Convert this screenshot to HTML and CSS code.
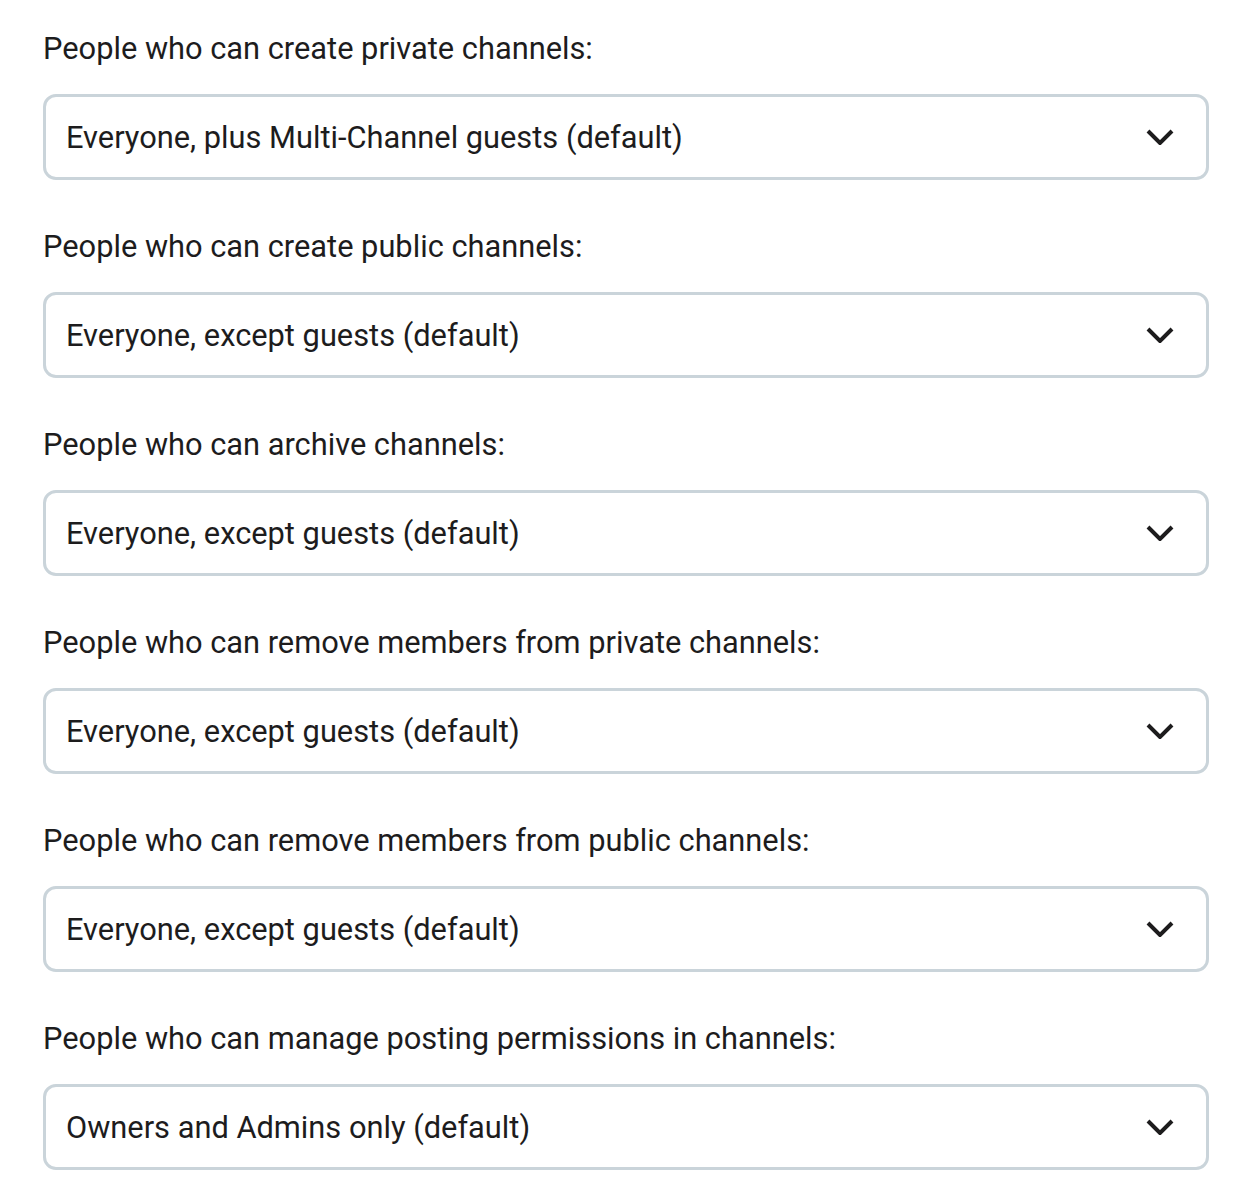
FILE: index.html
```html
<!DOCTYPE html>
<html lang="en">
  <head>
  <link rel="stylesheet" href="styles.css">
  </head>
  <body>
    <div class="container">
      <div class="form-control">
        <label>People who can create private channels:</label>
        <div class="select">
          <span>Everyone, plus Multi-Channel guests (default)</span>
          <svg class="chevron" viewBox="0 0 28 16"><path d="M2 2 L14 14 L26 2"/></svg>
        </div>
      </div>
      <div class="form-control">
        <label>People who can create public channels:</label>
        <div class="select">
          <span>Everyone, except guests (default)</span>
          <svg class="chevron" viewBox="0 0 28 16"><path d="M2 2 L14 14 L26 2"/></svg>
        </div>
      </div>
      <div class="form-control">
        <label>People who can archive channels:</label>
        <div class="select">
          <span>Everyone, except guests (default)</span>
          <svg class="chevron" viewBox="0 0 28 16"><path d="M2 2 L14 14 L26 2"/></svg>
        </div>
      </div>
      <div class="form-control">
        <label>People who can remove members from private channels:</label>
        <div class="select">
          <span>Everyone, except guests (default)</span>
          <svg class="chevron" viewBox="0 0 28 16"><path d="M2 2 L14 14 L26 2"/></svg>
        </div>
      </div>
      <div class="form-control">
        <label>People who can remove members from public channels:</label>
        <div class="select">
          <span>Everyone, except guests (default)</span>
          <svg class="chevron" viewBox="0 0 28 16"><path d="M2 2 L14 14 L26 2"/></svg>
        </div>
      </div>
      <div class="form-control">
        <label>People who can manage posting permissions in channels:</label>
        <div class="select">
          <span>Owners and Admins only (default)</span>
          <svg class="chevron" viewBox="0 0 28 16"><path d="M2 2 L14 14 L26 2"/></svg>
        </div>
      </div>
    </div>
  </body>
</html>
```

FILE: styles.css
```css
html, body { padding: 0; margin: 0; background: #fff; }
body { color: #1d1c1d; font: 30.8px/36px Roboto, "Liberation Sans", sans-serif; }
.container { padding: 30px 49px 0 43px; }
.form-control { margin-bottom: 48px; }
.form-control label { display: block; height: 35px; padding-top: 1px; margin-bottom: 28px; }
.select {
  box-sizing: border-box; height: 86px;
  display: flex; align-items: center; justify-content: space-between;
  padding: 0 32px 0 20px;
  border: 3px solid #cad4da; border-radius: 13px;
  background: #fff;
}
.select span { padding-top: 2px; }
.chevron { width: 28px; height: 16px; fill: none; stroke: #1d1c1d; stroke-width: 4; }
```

---

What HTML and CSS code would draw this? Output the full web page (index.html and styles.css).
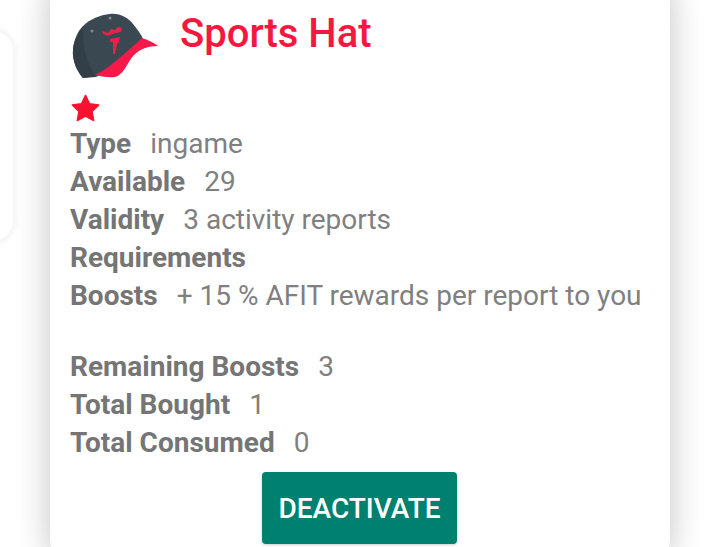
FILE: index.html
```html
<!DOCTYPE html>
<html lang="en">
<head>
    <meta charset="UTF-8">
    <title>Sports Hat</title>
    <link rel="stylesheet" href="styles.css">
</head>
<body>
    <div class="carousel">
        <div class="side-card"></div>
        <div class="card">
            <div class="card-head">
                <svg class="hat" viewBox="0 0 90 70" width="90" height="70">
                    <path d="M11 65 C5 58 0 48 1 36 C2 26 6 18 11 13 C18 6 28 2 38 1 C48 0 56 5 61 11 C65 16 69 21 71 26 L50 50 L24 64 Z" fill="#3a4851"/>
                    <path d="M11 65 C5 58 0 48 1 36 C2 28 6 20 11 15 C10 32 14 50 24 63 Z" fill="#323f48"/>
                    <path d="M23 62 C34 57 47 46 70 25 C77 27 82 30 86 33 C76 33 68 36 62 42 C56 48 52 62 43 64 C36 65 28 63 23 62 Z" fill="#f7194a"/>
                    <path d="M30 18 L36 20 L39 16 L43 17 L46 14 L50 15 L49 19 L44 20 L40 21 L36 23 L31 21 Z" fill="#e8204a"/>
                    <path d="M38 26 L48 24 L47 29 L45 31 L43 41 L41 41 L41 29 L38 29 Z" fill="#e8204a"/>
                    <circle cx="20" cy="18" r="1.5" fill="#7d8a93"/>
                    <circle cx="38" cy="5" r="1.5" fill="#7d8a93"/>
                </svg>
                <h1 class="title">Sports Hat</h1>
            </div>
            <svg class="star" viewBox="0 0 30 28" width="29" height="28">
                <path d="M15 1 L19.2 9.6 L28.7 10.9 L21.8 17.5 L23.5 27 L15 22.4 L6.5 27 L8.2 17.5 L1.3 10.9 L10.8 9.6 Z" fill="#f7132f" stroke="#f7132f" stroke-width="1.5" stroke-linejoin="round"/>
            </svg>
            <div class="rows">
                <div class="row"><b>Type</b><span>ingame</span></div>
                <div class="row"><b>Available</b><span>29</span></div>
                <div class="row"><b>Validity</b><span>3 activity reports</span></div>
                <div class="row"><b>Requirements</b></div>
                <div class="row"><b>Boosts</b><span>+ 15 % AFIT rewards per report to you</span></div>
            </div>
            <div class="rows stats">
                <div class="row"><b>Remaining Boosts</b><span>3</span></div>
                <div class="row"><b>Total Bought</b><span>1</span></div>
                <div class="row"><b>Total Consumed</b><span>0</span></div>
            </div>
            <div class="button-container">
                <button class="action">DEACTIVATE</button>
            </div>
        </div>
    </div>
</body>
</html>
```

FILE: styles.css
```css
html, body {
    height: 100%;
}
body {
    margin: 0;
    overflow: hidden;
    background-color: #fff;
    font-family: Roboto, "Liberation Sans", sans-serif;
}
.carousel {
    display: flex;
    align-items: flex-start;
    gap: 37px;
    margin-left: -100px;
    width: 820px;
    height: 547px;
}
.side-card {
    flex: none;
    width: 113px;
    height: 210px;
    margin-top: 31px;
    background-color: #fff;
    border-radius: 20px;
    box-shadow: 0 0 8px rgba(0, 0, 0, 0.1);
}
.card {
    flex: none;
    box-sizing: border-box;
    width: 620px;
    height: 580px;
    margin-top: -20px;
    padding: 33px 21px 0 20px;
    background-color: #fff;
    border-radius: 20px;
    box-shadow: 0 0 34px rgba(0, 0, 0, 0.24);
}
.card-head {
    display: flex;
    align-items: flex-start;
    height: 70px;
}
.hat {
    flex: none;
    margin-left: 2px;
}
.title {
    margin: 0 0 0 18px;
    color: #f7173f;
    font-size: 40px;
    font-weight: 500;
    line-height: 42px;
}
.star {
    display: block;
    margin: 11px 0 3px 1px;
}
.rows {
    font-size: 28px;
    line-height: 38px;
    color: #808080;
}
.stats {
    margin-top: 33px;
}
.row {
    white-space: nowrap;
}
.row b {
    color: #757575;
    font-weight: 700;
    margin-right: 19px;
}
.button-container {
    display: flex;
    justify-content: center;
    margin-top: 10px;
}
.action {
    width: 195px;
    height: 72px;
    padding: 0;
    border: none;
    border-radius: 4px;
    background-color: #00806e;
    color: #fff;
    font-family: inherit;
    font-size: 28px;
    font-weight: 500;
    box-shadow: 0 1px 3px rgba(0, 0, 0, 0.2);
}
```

* * *

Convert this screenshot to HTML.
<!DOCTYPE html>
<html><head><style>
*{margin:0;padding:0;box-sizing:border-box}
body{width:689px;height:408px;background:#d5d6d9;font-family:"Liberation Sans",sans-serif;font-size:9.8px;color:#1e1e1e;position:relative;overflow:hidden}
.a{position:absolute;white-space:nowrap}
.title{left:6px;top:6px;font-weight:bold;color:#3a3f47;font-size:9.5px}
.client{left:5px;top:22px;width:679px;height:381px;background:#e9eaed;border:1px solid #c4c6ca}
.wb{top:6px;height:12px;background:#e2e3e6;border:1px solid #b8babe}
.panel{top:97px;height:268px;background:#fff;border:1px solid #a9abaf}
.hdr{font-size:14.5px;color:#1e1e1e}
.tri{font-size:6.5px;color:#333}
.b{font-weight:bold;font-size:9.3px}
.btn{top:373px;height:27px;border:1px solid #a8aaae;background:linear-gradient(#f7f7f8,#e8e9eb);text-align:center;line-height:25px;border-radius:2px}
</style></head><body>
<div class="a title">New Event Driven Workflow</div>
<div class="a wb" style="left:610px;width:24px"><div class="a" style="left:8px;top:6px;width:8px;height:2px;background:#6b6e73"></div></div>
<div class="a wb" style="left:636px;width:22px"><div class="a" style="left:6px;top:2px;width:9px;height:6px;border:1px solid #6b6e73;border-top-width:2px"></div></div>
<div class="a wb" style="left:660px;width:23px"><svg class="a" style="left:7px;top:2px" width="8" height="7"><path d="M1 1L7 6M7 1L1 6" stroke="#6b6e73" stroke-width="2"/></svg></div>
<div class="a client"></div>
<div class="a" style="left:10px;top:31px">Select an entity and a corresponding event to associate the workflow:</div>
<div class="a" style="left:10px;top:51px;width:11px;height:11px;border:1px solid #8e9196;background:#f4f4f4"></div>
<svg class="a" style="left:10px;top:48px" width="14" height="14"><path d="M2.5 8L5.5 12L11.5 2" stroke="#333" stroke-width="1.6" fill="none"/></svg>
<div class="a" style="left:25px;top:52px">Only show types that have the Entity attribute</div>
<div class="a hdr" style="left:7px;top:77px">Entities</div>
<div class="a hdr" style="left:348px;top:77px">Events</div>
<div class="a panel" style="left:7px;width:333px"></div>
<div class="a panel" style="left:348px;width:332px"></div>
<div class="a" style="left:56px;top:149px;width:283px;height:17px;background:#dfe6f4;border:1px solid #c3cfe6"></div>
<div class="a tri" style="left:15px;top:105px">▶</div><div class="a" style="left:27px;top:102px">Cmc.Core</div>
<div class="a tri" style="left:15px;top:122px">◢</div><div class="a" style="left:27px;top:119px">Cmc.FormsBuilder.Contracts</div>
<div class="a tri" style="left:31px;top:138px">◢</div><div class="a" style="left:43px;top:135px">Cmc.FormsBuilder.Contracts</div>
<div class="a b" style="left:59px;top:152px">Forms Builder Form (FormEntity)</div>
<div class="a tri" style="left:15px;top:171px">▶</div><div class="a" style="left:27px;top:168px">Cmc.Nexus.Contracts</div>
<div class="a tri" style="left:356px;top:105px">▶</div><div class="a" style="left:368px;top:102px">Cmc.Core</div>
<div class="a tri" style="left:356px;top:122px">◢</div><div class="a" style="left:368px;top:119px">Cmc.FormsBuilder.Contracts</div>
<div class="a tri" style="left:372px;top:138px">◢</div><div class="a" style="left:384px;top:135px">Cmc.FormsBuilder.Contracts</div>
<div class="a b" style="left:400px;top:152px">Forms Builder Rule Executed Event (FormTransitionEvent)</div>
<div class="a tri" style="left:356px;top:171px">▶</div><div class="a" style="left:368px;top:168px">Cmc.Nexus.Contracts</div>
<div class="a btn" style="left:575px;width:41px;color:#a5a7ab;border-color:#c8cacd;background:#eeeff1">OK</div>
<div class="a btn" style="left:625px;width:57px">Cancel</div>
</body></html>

WRITTEN REQUEST -
Where does the word "code" appear in the listing? List each line that holds it.

RESULT OF THE EXERCISE -
Convert this screenshot to HTML and CSS code.
What HTML and CSS code would draw this? Output the full web page (index.html and styles.css).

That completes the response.